Maria Gliem aus Frauenwaldau, dem heutigen Bukowice in Polen, hat einen Teil ihrer Kindheit als Vertriebene verbracht. Ihre Flucht führte sie nach Hessen, wo vor 70 Jahren die ersten Heimatvertriebenen ankamen. In ihrer heutigen Heimat trägt Gliem dazu bei, dass ihre Erinnerungen an die Zeit in Polen und die Flucht nicht in Vergessenheit geraten. Aus diesem Grund hat sie ihre Geschichte aufgeschrieben. Die DAZ veröffentlicht mit ihrer Erlaubnis Auszüge aus ihrer Niederschrift.
Am 25. Juni 1945 hatten wir und Frenzels das Gepäck schon aufgeladen, da fing es an zu regnen. Also blieben wir noch einen Tag länger dort. In der Nacht darauf kamen Zigeuner in das Dorf, ausgerechnet in unserem Garten ließen sie sich nieder. Mitten in der Nacht hörten wir einen lauten Knall und eine Frau schrie jämmerlich. Sie war auf eine Miene getreten und hat dabei ein Bein verloren. Wir hatten drei Wochen in diesem Garten gespielt. So hatten wir wie so oft einen Schutzengel gehabt, auch in Anbetracht dessen, dass den Frauen nichts geschehen war, zumal die Kommandantur ganz in der Nähe war. Am 26. Juni 1945 wollten wir nach Osten. Drei Kilometer hatten wir schon geschafft, da kam uns ein riesiger Flüchtlingstreck entgegen. Die Polen jagten alle Deutschen, die noch in der Heimat waren oder zurückgekehrt waren, wieder in Richtung Westen.
Schlesien wurde nun von den Polen besiedelt, die von den Russen vertrieben worden waren. So mussten auch wir wieder mit dem Treck in Richtung Westen, Opa ist fast verrückt geworden. Nach vielen Tagen auf der Strasse kamen wir wieder in Liegnitz (Legnica) an und wieder regnete es. Unterwegs mussten alle Wagen durch einen großen Park fahren. Fast das ganze Gepäck wurde uns weggenommen, vor allem die Federbetten. Es dauerte viele Stunden bis der ganze Treck durch den Park geschleust war.

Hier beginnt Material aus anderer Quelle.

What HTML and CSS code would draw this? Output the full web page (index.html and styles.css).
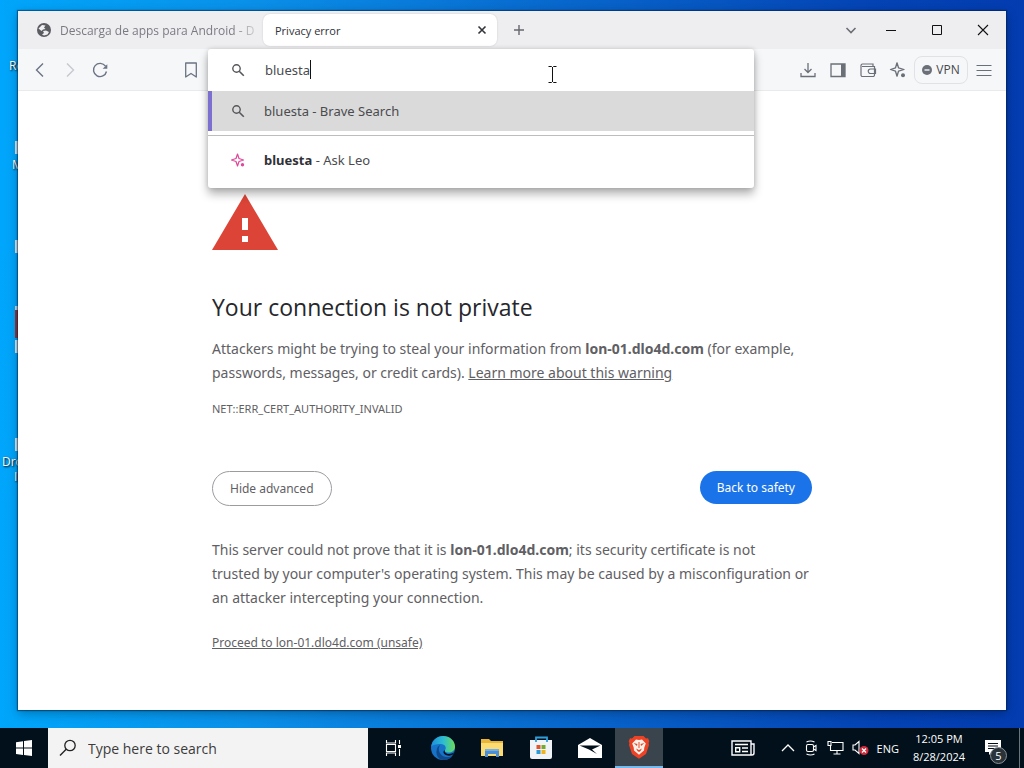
FILE: index.html
```html
<!DOCTYPE html>
<html lang="en">
<head>
    <meta charset="UTF-8">
    <meta name="viewport" content="width=device-width, initial-scale=1.0">
    <title>Privacy error</title>
    <link rel="stylesheet" href="styles.css">
</head>
<body>
    <div class="desktop">
        <!-- desktop shortcuts, mostly hidden behind the window -->
        <span class="shortcut" style="left: 9px; top: 58px">Recycle</span>
        <span class="shortcut" style="left: 12px; top: 157px">Microsoft</span>
        <span class="shortcut" style="left: 2px; top: 454px">Dropbox</span>
        <span class="shortcut" style="left: 14px; top: 469px">Installer</span>
        <i class="file" style="left: 15px; top: 141px"></i>
        <i class="file" style="left: 15px; top: 240px"></i>
        <i class="file red" style="left: 15px; top: 306px"></i>
        <i class="file" style="left: 15px; top: 340px"></i>
        <i class="file" style="left: 15px; top: 438px"></i>

        <div class="window">
            <header class="tabs">
                <a class="tab" href="#apps">
                    <svg width="16" height="16" viewBox="0 0 16 16"><circle cx="8" cy="8" r="7" fill="#5b5c62"/><path d="M2.500 6.500L6 3l3.500.5L8 5.500 9.500 7 7 7.500 5.500 9zM7 9l3-.500 3 1.500-1.500 2.500L8 13.500l-2-1 2-1.500z" fill="#efeff2"/></svg>
                    <span>Descarga de apps para Android - D</span>
                </a>
                <div class="tab active">
                    <span>Privacy error</span>
                    <button class="close" aria-label="Close tab"><svg width="10" height="10" viewBox="0 0 10 10"><path d="M1.500 1.500l7 7M8.500 1.500l-7 7" stroke="#33343a" stroke-width="1.600"/></svg></button>
                </div>
                <button class="plus" aria-label="New tab"><svg width="12" height="12" viewBox="0 0 12 12"><path d="M6 1v10M1 6h10" stroke="#66686e" stroke-width="1.400"/></svg></button>
                <div class="controls">
                    <button class="tabsearch" aria-label="Search tabs"><svg width="12" height="12" viewBox="0 0 12 12"><path d="M1.500 4L6 8.500 10.500 4" fill="none" stroke="#6c6e75" stroke-width="1.600"/></svg></button>
                    <button aria-label="Minimize"><svg width="12" height="12" viewBox="0 0 12 12"><path d="M1 6.500h10" stroke="#111"/></svg></button>
                    <button aria-label="Maximize"><svg width="12" height="12" viewBox="0 0 12 12"><path d="M1.500 1.500h9v9h-9z" fill="none" stroke="#111"/></svg></button>
                    <button aria-label="Close"><svg width="12" height="12" viewBox="0 0 12 12"><path d="M1 1l10 10M11 1L1 11" stroke="#111" stroke-width="1.100"/></svg></button>
                </div>
            </header>

            <div class="toolbar">
                <nav class="nav">
                    <button aria-label="Back"><svg width="18" height="18" viewBox="0 0 18 18"><path d="M12 2.500L5.500 9l6.500 6.500" fill="none" stroke="#6b7484" stroke-width="1.400"/></svg></button>
                    <button aria-label="Forward"><svg width="18" height="18" viewBox="0 0 18 18"><path d="M6 2.500L12.500 9 6 15.500" fill="none" stroke="#c6c9cf" stroke-width="1.400"/></svg></button>
                    <button aria-label="Reload"><svg width="18" height="18" viewBox="0 0 18 18"><path d="M15.500 10.500A6.600 6.600 0 1 1 14.500 5.200" fill="none" stroke="#6b7484" stroke-width="1.400"/><path d="M16.300 3.200v4.600h-4.600z" fill="#6b7484"/></svg></button>
                    <button class="bookmark" aria-label="Bookmark"><svg width="18" height="18" viewBox="0 0 18 18"><path d="M3.700 2h10.600v14L9 12.500 3.700 16z" fill="none" stroke="#6b7484" stroke-width="1.300" stroke-linejoin="round"/></svg></button>
                </nav>

                <div class="address">
                    <div class="omnibox">
                        <label class="field">
                            <svg width="14" height="14" viewBox="0 0 14 14"><circle cx="5.500" cy="5.500" r="3.700" fill="none" stroke="#55565a" stroke-width="1.400"/><path d="M8.200 8.200l4.600 4.600" stroke="#55565a" stroke-width="1.600"/></svg>
                            <input type="text" value="bluesta" aria-label="Address">
                            <i class="caret"></i>
                        </label>
                        <a class="row selected" href="#search">
                            <svg width="14" height="14" viewBox="0 0 14 14"><circle cx="5.500" cy="5.500" r="3.700" fill="none" stroke="#55565a" stroke-width="1.400"/><path d="M8.200 8.200l4.600 4.600" stroke="#55565a" stroke-width="1.600"/></svg>
                            <span>bluesta - Brave Search</span>
                        </a>
                        <a class="row leo" href="#leo">
                            <svg width="14" height="14" viewBox="0 0 14 14"><path d="M6.500 1l1.500 4.500L12.500 7 8 8.500 6.500 13 5 8.500.5 7 5 5.500z" fill="none" stroke="#e0489b" stroke-width="1.200" stroke-linejoin="round"/><circle cx="11.500" cy="11.800" r="1.700" fill="#e0489b"/></svg>
                            <span><b>bluesta</b> - Ask Leo</span>
                        </a>
                    </div>
                    <svg class="pointer" width="9" height="17" viewBox="0 0 9 17"><path d="M.5 .5h3l1 1 1-1h3M4.500 1v15M.5 16.500h3l1-1 1 1h3" fill="none" stroke="#111"/></svg>
                </div>

                <div class="tools">
                    <button aria-label="Downloads"><svg width="18" height="18" viewBox="0 0 18 18"><path d="M9 2v9M5.500 8L9 11.500 12.500 8M2 12v3.500h14V12" fill="none" stroke="#6b7078" stroke-width="1.300"/></svg></button>
                    <button aria-label="Sidebar"><svg width="18" height="18" viewBox="0 0 18 18"><path d="M2 3h14v12.500H2z" fill="none" stroke="#6b7078" stroke-width="1.300"/><path d="M12 3h4v12.500h-4z" fill="#6b7078"/></svg></button>
                    <button aria-label="Wallet"><svg width="18" height="18" viewBox="0 0 18 18"><path d="M14 5.500V3H3.500a1.600 1.600 0 0 0-1.500 1.500V14a1.500 1.500 0 0 0 1.500 1.500H14a1.500 1.500 0 0 0 1.500-1.500V5.500H3M16.500 8h-5a2 2 0 0 0 0 4.500h5z" fill="none" stroke="#6b7078" stroke-width="1.200"/></svg></button>
                    <button aria-label="Leo"><svg width="18" height="18" viewBox="0 0 18 18"><path d="M8 1.800l1.500 5 5.500 1.700-5.500 1.700L8 15.200l-1.500-5L1.500 8.500l5-1.700z" fill="none" stroke="#6b7078" stroke-width="1.300" stroke-linejoin="round"/><circle cx="14" cy="14.200" r="2" fill="#6b7078"/></svg></button>
                    <button class="vpn"><svg width="10" height="10" viewBox="0 0 10 10"><circle cx="5" cy="5" r="5" fill="#6b7078"/><path d="M2.500 5h5" stroke="#fff" stroke-width="1.300"/></svg>VPN</button>
                    <button aria-label="Menu"><svg width="18" height="18" viewBox="0 0 18 18"><path d="M1.500 4.500h15M1.500 9.500h15M1.500 14.500h15" stroke="#6b7078" stroke-width="1.200"/></svg></button>
                </div>
            </div>

            <main class="page">
                <div class="warning">
                    <svg width="66" height="56" viewBox="0 0 66 56"><path d="M33 0l33 56H0z" fill="#db4437"/><path d="M30 24h6v12h-6zM30 42h6v6h-6z" fill="#fff"/></svg>
                    <h1>Your connection is not private</h1>
                    <p>Attackers might be trying to steal your information from <b>lon-01.dlo4d.com</b> (for example, passwords, messages, or credit cards). <a href="#learn">Learn more about this warning</a></p>
                    <p class="code">NET::ERR_CERT_AUTHORITY_INVALID</p>
                    <div class="buttons">
                        <button class="advanced">Hide advanced</button>
                        <button class="safety">Back to safety</button>
                    </div>
                    <p>This server could not prove that it is <b>lon-01.dlo4d.com</b>; its security certificate is not<br>trusted by your computer's operating system. This may be caused by a misconfiguration or<br>an attacker intercepting your connection.</p>
                    <p class="proceed"><a href="#proceed">Proceed to lon-01.dlo4d.com (unsafe)</a></p>
                </div>
            </main>
        </div>
    </div>

    <footer class="taskbar">
        <button class="start" aria-label="Start"><svg width="16" height="16" viewBox="0 0 16 16"><path d="M0 2.200L7 1.200v6.400H0zM8 1l8-1v7.600H8zM0 8.600h7V15l-7-1zM8 8.600h8V16l-8-1z" fill="#fff"/></svg></button>
        <label class="search">
            <svg width="18" height="18" viewBox="0 0 18 18"><circle cx="11" cy="6.500" r="5.200" fill="none" stroke="#222" stroke-width="1.300"/><path d="M7.200 10.300L1 16.500" stroke="#222" stroke-width="1.400"/></svg>
            <input type="text" placeholder="Type here to search">
        </label>
        <div class="apps">
            <button aria-label="Task View"><svg width="18" height="18" viewBox="0 0 18 18"><path d="M1.500 1v3h9V1M1.500 17v-3h9v3M1.500 5.500h9v7h-9zM14.500 1v4M14.500 10v7" fill="none" stroke="#fff" stroke-width="1.100"/><path d="M13 6h3v3h-3z" fill="#fff"/></svg></button>
            <button aria-label="Edge"><svg width="26" height="26" viewBox="0 0 26 26">
                <defs>
                    <linearGradient id="edge-top" x1="0" x2="1"><stop offset="0" stop-color="#1d8fdb"/><stop offset=".5" stop-color="#2cbcd2"/><stop offset="1" stop-color="#6bdc5b"/></linearGradient>
                </defs>
                <circle cx="13" cy="13" r="12" fill="#1673c9"/>
                <path d="M1.200 12C2 5 7 1 13 1c7 0 12 5 12 10.500 0 4-3 6-6.500 6-3 0-4.500-1.500-3.500-2.500 2-2 0-6-4-6C6 9 2 10 1.200 12z" fill="url(#edge-top)"/>
                <path d="M10 10c-3 5 0 11 6 12 3 .4 5.500-.5 7.300-2.600C21.500 23 18 25 14 25 8 25 6 20 6.500 16c.3-3 1.500-5 3.500-6z" fill="#114a8b"/>
                <path d="M15 15c-1 1.500.5 4 4 4 2 0 3.700-.6 5-1.700l-.7 2c-2.500 2-6.800 1.700-9-.3-1.500-1.500-1-3.500.7-4z" fill="#02101b"/>
            </svg></button>
            <button aria-label="File Explorer"><svg width="24" height="22" viewBox="0 0 24 22"><path d="M1 2h8l2 2h12v15H1z" fill="#e9b437"/><path d="M1 6h22v13H1z" fill="#fbdb72"/><path d="M5 12h14v8h-3v-3H8v3H5z" fill="#4c8fd6"/><path d="M5 12h14v2H5z" fill="#75afe4"/></svg></button>
            <button aria-label="Store"><svg width="24" height="24" viewBox="0 0 24 24"><path d="M1 4h22v17a2 2 0 0 1-2 2H3a2 2 0 0 1-2-2z" fill="#f1f4f6"/><path d="M7 6V1.500h11V6" fill="none" stroke="#2f9fdc" stroke-width="1.800"/><path d="M7.500 9h4v4h-4z" fill="#e2542d"/><path d="M12.500 9h4v4h-4z" fill="#76a82b"/><path d="M7.500 14h4v4h-4z" fill="#2d9bd8"/><path d="M12.500 14h4v4h-4z" fill="#f0b321"/></svg></button>
            <button aria-label="Mail"><svg width="24" height="20" viewBox="0 0 24 20"><path d="M0 7L12 0l12 7v13H0z" fill="#fff"/><path d="M1.500 7.500h21L14 11.500l5 4.500-8-4.500z" fill="#02101b"/></svg></button>
            <button class="running" aria-label="Brave"><svg width="22" height="24" viewBox="0 0 22 24"><path d="M6.500 1h9L18 3.500l2-.3 1.300 3-.7 1.800.4 2-3 9-7 4.800-7-4.800-3-9 .4-2L.7 6.200l1.300-3 2 .3z" fill="#ec4326"/><path d="M11 5l3-.6 3.800 4-1.500 4-.3 3-5 4.300-5-4.300-.3-3-1.500-4L8 4.400z" fill="#fff1e9"/><path d="M5.500 8l4 1-.6 2zM16.500 8l-4 1 .6 2zM8 13.500l3 1.500 3-1.500-1.500 2.500L11 17l-1.500-1zM10.500 7h1v6h-1z" fill="#df482c"/></svg></button>
        </div>
        <div class="tray">
            <button class="news" aria-label="News"><svg width="24" height="16" viewBox="0 0 24 16"><path d="M1 1h19v14H1zM20 4h3v9q0 2-2 2h-1M4 4.500h13M11 8h6M11 11.500h6" fill="none" stroke="#fff" stroke-width="1.400"/><path d="M4.700 7.700h4v4h-4z" fill="none" stroke="#fff" stroke-width="1.400"/></svg></button>
            <button aria-label="Show hidden icons"><svg width="14" height="8" viewBox="0 0 14 8"><path d="M1 7l6-6 6 6" fill="none" stroke="#fff" stroke-width="1.300"/></svg></button>
            <svg width="16" height="16" viewBox="0 0 16 16"><rect x="3.500" y="4.500" width="7" height="7" rx="1.500" fill="none" stroke="#fff" stroke-width="1.100"/><path d="M10.500 7l2.500-1.500v5L10.500 9M3.500 2q4-2 8 0M3.500 14q4 2 8 0" fill="none" stroke="#fff" stroke-width="1.100"/></svg>
            <svg width="17" height="14" viewBox="0 0 17 14"><path d="M5 1.500h11v8H3.500V5M1 .5h3v4H1zM10 9.500v3M6.500 13h7" fill="none" stroke="#fff" stroke-width="1.100"/></svg>
            <svg width="17" height="16" viewBox="0 0 17 16"><path d="M1 5h2l4-3.500v12L3 10H1z" fill="none" stroke="#fff" stroke-width="1.100"/><circle cx="12" cy="10.500" r="4.500" fill="#d02c3c"/><path d="M10 8.500l4 4M14 8.500l-4 4" stroke="#fff" stroke-width="1.300"/></svg>
            <span class="lang">ENG</span>
            <div class="clock"><span>12:05 PM</span><span>8/28/2024</span></div>
            <button class="alerts" aria-label="Notifications">
                <svg width="18" height="18" viewBox="0 0 18 18"><path d="M1 1h16v12H8l-3 3v-3H1z" fill="#fff"/><path d="M4 4.500h10M4 7h10M4 9.500h7" stroke="#02101b"/></svg>
                <span class="badge">5</span>
            </button>
        </div>
    </footer>
</body>
</html>
```

FILE: styles.css
```css
* {
    box-sizing: border-box;
}

body {
    margin: 0;
    min-height: 100vh;
    display: flex;
    flex-direction: column;
    font-family: "Open Sans", "Noto Sans", sans-serif;
    font-size: 13px;
    color: #5f6064;
    overflow: hidden;
}

button {
    display: flex;
    align-items: center;
    justify-content: center;
    padding: 0;
    border: 0;
    background: none;
    font: inherit;
    color: inherit;
}

input {
    border: 0;
    padding: 0;
    background: none;
    font: inherit;
    color: inherit;
    outline: none;
}

svg {
    display: block;
    flex-shrink: 0;
}

a {
    color: inherit;
}

.desktop {
    position: relative;
    flex: 1;
    display: flex;
    padding: 11px 18px 18px;
    background: linear-gradient(90deg, #00a6fb 0%, #0a8fe8 25%, #0867cc 55%, #0443b4 85%, #033cb0 100%);
}

/* shortcuts behind the window */
.shortcut {
    position: absolute;
    font-size: 12px;
    line-height: 16px;
    color: #fff;
    text-shadow: 1px 1px 2px #000;
}

.file {
    position: absolute;
    width: 16px;
    height: 13px;
    background: #d5e6f2;
}

.file.red {
    height: 32px;
    border-top: 4px solid #c8d8e8;
    background: #96323c;
}

.window {
    position: relative;
    flex: 1;
    min-width: 0;
    display: flex;
    flex-direction: column;
    background: #fff;
    box-shadow: 0 0 1px 1px rgba(0, 30, 70, 0.5), 0 3px 10px rgba(0, 0, 0, 0.3);
}

/* tabs */
.tabs {
    display: flex;
    align-items: center;
    height: 38px;
    background: #eeeef1;
}

.tab {
    display: flex;
    align-items: center;
    gap: 8px;
    width: 227px;
    margin-left: 18px;
    font-size: 12px;
    color: #7a7b81;
    text-decoration: none;
    white-space: nowrap;
}

.tab span {
    flex: 1;
    overflow: hidden;
}

.tab:first-child span {
    -webkit-mask-image: linear-gradient(90deg, #000 85%, transparent);
    mask-image: linear-gradient(90deg, #000 85%, transparent);
}

.tab.active {
    width: 234px;
    height: 32px;
    margin-left: 0;
    padding: 0 10px 0 12px;
    border-radius: 7px;
    background: #fff;
    font-size: 11px;
    color: #303136;
    box-shadow: 0 0 2px rgba(0, 0, 0, 0.15);
}

.plus {
    width: 20px;
    height: 20px;
    margin-left: 12px;
}

.controls {
    display: flex;
    gap: 22px;
    margin-left: auto;
    padding-right: 11px;
}

.controls button {
    width: 24px;
    height: 24px;
}

.controls .tabsearch {
    margin-right: -6px;
}

/* toolbar */
.toolbar {
    display: flex;
    align-items: center;
    height: 42px;
    padding: 0 13px;
    background: #f6f7f9;
    border-bottom: 1px solid #e9eaec;
}

.nav {
    display: flex;
    gap: 12px;
    width: 177px;
}

.nav .bookmark {
    margin: 0 8px 0 auto;
}

.address {
    position: relative;
    flex: 1;
    align-self: stretch;
}

.omnibox {
    position: absolute;
    top: 0;
    left: 0;
    right: 0;
    background: #fff;
    border-radius: 3px;
    box-shadow: 0 6px 10px rgba(0, 0, 0, 0.3), 0 0 5px rgba(0, 0, 0, 0.15);
    font-family: "Noto Sans", sans-serif;
    font-size: 13px;
    color: #4a4b4f;
}

.field {
    position: relative;
    display: flex;
    align-items: center;
    gap: 20px;
    height: 42px;
    padding: 0 23px;
}

.field input {
    flex: 1;
    caret-color: transparent;
}

.caret {
    position: absolute;
    left: 102px;
    top: 11px;
    width: 1px;
    height: 19px;
    background: #111;
}

.row {
    display: flex;
    align-items: center;
    gap: 19px;
    height: 40px;
    padding: 0 23px;
    text-decoration: none;
}

.row.selected {
    padding-left: 19px;
    border-left: 4px solid #7b70cf;
    background: #dadada;
}

.row.leo {
    height: 53px;
    margin-top: 4px;
    padding-bottom: 4px;
    border-top: 1px solid #bdbdbd;
}

.row b {
    color: #303136;
}

.pointer {
    position: absolute;
    left: 340px;
    top: 17px;
}

.tools {
    display: flex;
    align-items: center;
    gap: 12px;
    margin-left: 45px;
}

.tools .vpn {
    gap: 4px;
    width: 54px;
    height: 28px;
    margin: 0 -5px;
    border: 1px solid #e1e2e5;
    border-radius: 8px;
    font-size: 12px;
    color: #45474d;
}

/* error page */
.page {
    flex: 1;
    padding: 103px 20px 40px;
}

.warning {
    max-width: 600px;
    margin: 0 auto;
    font-family: "Noto Sans", sans-serif;
    font-size: 14px;
    line-height: 24px;
}

.warning h1 {
    margin: 41px 0 14px;
    font-family: "Open Sans", sans-serif;
    font-size: 23px;
    line-height: 32px;
    font-weight: normal;
    color: #26272c;
}

.warning p {
    margin: 0;
}

.warning .code {
    margin-top: 12px;
    font-size: 11px;
}

.buttons {
    display: flex;
    justify-content: space-between;
    align-items: flex-start;
    margin: 50px 0 32px;
}

.buttons button {
    height: 33px;
    padding: 0 17px;
    border-radius: 18px;
    font-size: 12px;
}

.buttons .advanced {
    height: 35px;
    border: 1px solid #9b9ca0;
}

.buttons .safety {
    background: #1a73e8;
    color: #fff;
}

.warning .proceed {
    margin-top: 21px;
    font-size: 12px;
}

/* taskbar */
.taskbar {
    display: flex;
    height: 40px;
    background: #02101b;
    color: #fff;
}

.start {
    width: 48px;
}

.search {
    display: flex;
    align-items: center;
    gap: 11px;
    width: 320px;
    padding: 0 11px;
    background: #f3f3f3;
    color: #222;
}

.search input {
    flex: 1;
    font-size: 14px;
}

.search input::placeholder {
    color: #3c3c3c;
}

.apps {
    display: flex;
    gap: 1px;
    padding-left: 2px;
}

.apps button {
    width: 48px;
}

.apps .running {
    border-bottom: 2px solid #76b9ed;
    background: #3a444c;
}

.tray {
    display: flex;
    align-items: center;
    gap: 8px;
    margin-left: auto;
    margin-right: 4px;
    padding-right: 12px;
    border-right: 1px solid #6a747c;
    font-size: 12px;
}

.news {
    margin-right: 18px;
}

.clock {
    display: flex;
    flex-direction: column;
    align-items: center;
    width: 64px;
    line-height: 18px;
    font-size: 11px;
}

.lang {
    font-size: 11px;
}

.alerts {
    position: relative;
    width: 28px;
    height: 28px;
}

.badge {
    position: absolute;
    right: 0;
    bottom: -2px;
    width: 17px;
    height: 17px;
    border: 1px solid #8a9096;
    border-radius: 50%;
    background: #2b333a;
    font-size: 11px;
    line-height: 15px;
    text-align: center;
}
```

Tante Agnes hat in der ganzen Zeit die Posten beobachtet und unter Lebensgefahr die Kopfkissen zurückgeholt. Es war zwar Sommer, aber Hansel war ein halbes und Ali zweieinhalb Jahre alt, und wir wussten ja nicht, wie lange wir noch so umherziehen würden. Einige Russen, die wohl in der Nähe stationiert waren, brachten ein paar Eimer Suppe für die Kinder. Wir bekamen auch etwas ab, aber sie war viel zu fett und wir bekamen Durchfall. Die polnischen Posten des Trecks verboten den Russen sofort, den Deutschen etwas zu essen zu geben, als sie es bemerkten. Die Nacht darauf schliefen wir im Wald. Wasser zum Kochen musste einen Kilometer weit entfernt geholt werden und das unter Bewachung, damit ja keiner zurück ging.
Am Morgen ging es sehr früh weiter, an dem Park vorbei, der kniehoch mit aufgeschlitzten Betten und Sachen übersät war. Es regnete wieder den ganzen Tag, abends waren wir total durchnässt, konnten aber in einer Scheune übernachten. Es wurde ein Ruhetag eingelegt und wir konnten unsere Sachen etwas trocknen, mussten aber aufpassen, dass sie nicht verschwanden. Am nächsten Tag ging es weiter, den ganzen Tag laufen, laufen, laufen, nur eine halbe Stunde Rast. Für die Kinder war es am schlimmsten. Mutter hatte für Hansel zwei Fläschchen gemacht, aber er weinte den ganzen Tag vor Hunger. Tante Agnes suchte am Waldrand immer nach Erdbeeren und schob sie dem armen Kerlchen in den Mund. Nach etlichen Tagen kamen wir in das Dorf Kreibau (Krzywa). Hier mussten alle von der Straße runter. Wir wurden mit 108 anderen Personen gegen 22 Uhr im Saal eines Gasthauses untergebracht. Wie wir diese Strapazen ohne Verpflegung und ohne Wasser überstanden haben, weiß ich bis heute nicht. Der Besitzer war sehr ungehalten, wollte niemanden reinlassen, aber die polnische Miliz ließ keine Einwände gelten. Wir waren wieder mal angekommen.